06 October 2025

Mark Klarzynski, Co-Founder & Chief Strategy Officer, PEAK:AIO
For decades, data architecture has been built around a simple assumption: storage is where data lives, and compute is where the work gets done. But as AI scales, this traditional separation is becoming a major obstacle. Networks are overloaded, power consumption is surging, and latency often leads to missed opportunities.
To move forward, we need more than small improvements. Smarter caching layer or better tiering may buy time, but they’re not sustainable solutions for the long run. What’s required is a fundamental shift in how we think about data and computation, and not just where data is stored, but where computation actually happens.
Let’s pause on that. “Stop bringing the data to the job. Start bringing the job to the data.”
Imagine a common enterprise scenario: a simple SQL search across a multi-petabyte dataset. Traditionally, storage sends the data across the network to a compute server, which caches it, then processes the query. However, today’s datasets are too large, and the costs of bandwidth, time, and energy are too high.
As businesses today need to make decisions in real time, any friction in the data pipeline can create issues and pose risks. What if we flipped the model and the storage system didn’t just serve data, but actually processed it?
This isn’t a novelty, but a strategic rethinking. By enabling computation directly within the storage platform, organisations can significantly reduce latency, network usage, and infrastructure costs, all while meeting the demands of AI at scale.
Compute at the edge of storage
This concept has implications far beyond SQL. Consider AI inference pipelines, real-time analytics, or machine learning workloads where response time matters. Many of these tasks are highly parallel and read-intensive, making them ideal candidates to run closer to the data.
Allowing architectures to place containerised inference models directly on the storage node enables operations such as vector similarity searches, metadata filters, or preprocessing steps to occur directly where the data resides, before a single byte is transmitted over the network. This shift not only improves performance but also saves on cost by reducing data fees, network congestion, and energy usage.

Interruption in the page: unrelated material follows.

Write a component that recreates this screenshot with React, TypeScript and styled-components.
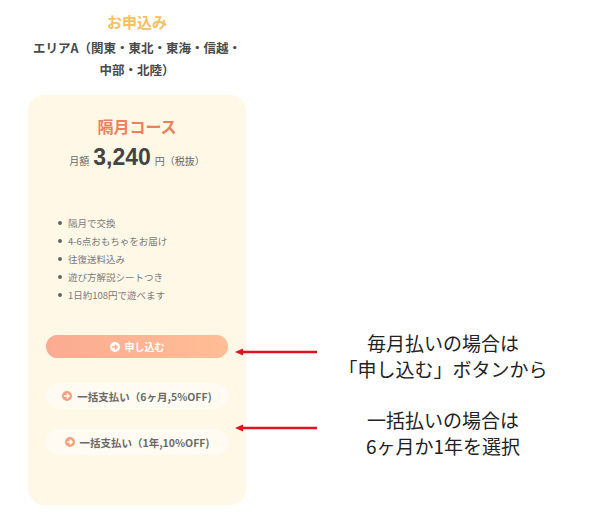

When implemented properly, this doesn’t just reduce latency, but it reshapes what’s possible.
Intelligence isn’t just in the workload. It’s in the movement.

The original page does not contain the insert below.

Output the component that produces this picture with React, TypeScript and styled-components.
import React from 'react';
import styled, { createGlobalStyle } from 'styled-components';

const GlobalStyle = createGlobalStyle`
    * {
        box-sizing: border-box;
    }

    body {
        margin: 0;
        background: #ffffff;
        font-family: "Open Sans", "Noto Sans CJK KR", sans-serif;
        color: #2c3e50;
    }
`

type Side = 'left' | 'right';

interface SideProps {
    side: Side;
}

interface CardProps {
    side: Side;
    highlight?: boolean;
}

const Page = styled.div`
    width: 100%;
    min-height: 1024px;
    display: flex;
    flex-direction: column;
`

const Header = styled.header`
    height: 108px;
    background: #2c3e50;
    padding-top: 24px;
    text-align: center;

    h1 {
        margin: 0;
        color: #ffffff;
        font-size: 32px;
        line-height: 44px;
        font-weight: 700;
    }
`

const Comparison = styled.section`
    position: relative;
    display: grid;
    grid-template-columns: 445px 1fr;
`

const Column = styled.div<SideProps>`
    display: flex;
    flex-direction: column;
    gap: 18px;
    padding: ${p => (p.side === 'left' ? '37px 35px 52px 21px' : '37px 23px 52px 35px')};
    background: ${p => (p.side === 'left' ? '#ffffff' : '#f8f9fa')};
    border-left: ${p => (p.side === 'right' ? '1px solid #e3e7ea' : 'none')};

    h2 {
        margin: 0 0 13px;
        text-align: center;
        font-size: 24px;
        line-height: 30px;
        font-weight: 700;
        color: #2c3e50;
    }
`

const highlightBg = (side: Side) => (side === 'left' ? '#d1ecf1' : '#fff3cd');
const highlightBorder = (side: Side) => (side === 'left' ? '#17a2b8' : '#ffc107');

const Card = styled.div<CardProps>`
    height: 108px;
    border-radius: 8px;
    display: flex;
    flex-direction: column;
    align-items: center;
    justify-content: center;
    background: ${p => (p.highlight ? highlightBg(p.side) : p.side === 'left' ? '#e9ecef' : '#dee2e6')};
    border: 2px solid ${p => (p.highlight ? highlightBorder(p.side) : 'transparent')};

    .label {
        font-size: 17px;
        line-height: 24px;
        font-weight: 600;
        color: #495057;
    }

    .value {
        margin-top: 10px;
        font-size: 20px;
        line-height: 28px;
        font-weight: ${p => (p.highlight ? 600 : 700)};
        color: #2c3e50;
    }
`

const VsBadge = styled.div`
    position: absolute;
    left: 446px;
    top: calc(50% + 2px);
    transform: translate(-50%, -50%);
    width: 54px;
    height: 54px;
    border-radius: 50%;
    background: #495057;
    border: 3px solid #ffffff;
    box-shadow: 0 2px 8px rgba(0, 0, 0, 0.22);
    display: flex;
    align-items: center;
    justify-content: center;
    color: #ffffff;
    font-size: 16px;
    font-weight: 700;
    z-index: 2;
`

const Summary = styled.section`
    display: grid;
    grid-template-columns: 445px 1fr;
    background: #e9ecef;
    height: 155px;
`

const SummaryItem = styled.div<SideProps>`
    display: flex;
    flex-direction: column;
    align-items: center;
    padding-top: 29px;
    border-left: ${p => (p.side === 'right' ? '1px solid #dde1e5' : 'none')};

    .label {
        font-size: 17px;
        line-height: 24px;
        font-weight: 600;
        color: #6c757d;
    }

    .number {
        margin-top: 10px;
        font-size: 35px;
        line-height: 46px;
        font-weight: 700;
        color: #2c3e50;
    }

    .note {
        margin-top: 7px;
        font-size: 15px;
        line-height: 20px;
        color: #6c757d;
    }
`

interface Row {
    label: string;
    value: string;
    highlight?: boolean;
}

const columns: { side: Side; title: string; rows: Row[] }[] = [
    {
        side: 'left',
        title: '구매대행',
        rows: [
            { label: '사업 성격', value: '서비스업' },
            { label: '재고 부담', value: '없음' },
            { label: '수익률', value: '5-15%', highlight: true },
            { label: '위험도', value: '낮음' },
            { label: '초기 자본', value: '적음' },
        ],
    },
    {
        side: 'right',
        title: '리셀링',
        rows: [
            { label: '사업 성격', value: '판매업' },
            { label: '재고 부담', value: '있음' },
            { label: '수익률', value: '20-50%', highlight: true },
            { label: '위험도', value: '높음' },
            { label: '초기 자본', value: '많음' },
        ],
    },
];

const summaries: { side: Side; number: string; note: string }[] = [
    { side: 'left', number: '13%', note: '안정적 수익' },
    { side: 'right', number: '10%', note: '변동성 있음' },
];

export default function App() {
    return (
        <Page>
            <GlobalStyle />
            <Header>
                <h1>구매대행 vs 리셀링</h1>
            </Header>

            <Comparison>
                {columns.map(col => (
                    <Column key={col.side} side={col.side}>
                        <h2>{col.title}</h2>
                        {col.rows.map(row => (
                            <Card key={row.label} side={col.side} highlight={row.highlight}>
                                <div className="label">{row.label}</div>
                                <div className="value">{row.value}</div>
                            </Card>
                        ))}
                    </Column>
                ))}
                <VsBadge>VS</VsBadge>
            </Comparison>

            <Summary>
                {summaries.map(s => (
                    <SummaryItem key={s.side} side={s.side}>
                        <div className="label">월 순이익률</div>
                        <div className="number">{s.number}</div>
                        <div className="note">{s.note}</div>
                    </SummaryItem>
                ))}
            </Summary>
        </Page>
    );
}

While this rethink of job placement is transformative, it’s only half of the equation. For this model to reach its full potential, data must already be where it needs to be, when it’s needed.
Modern architectures are now evolving to enable multi-tiered, intelligent data management that goes far beyond traditional tiering. This means seamlessly integrating diverse storage types, such as high-performance NVMe, QLC flash, archive-class media and even cloud storage, into a unified, transparent system.

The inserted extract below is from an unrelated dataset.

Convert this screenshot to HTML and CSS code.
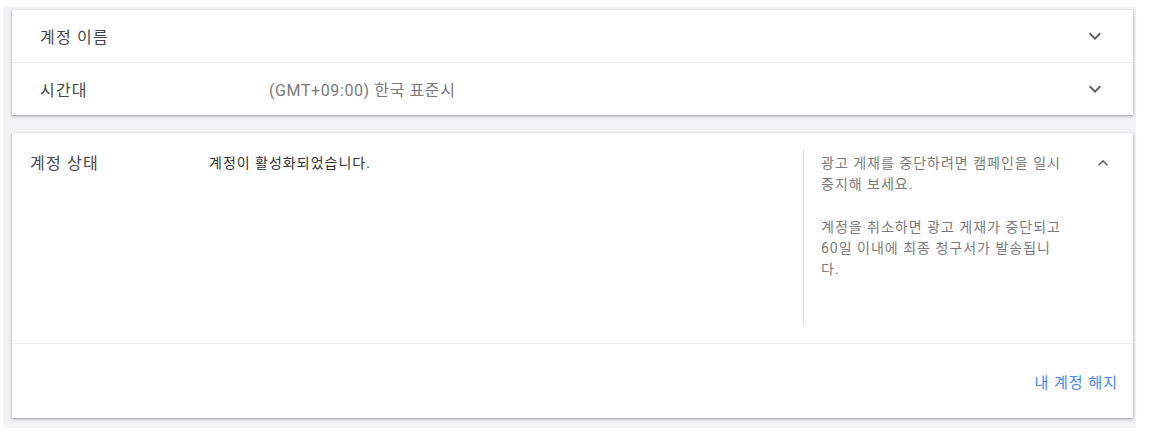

However, it’s not about just unifying layers. Instead of relying solely on static policies or predefined rules, advanced systems now use AI-driven engines to monitor real-time usage, access frequency, and workload behaviour. Data is then automatically moved or replicated based on performance needs, relevance, or projected demand, without introducing latency or disrupting users.
As a result, the right data is placed in the right location at the right time, often before it’s even requested.
From edge to exascale
This intelligent, active approach to data isn’t limited to large-scale cloud environments. In fact, it’s often most valuable in smaller power or space-constrained settings, where power, space, and bandwidth are limited, and latency can’t be masked by overprovisioning.
Whether at the edge, in healthcare deployments, or within large-scale research institutions, the principles remain the same: storage must be efficient, autonomous, and aware of the data it serves.
By combining highly efficient storage infrastructure with intelligent, workload-aware data management, organisations can extend the benefits of AI-driven architectures from edge devices to exascale systems.
Time to rethink storage’s role in AI
As AI workloads grow, the underlying infrastructure philosophy must evolve too. Simply adding more GPUs or scaling flash storage is no longer a sustainable strategy, either financially or environmentally.
The real opportunity lies in a systemic rethink: building infrastructure that is not just faster, but smarter, making storage an active part of the AI pipeline, rather than a bottleneck to work around.
By combining intelligent data movement, in-place job execution, and dynamic tiering into one cohesive system, infrastructure can become more autonomous, efficient, and responsive to the growing demands of workloads.
This isn’t just about keeping up, but about reimagining what infrastructure can be with AI.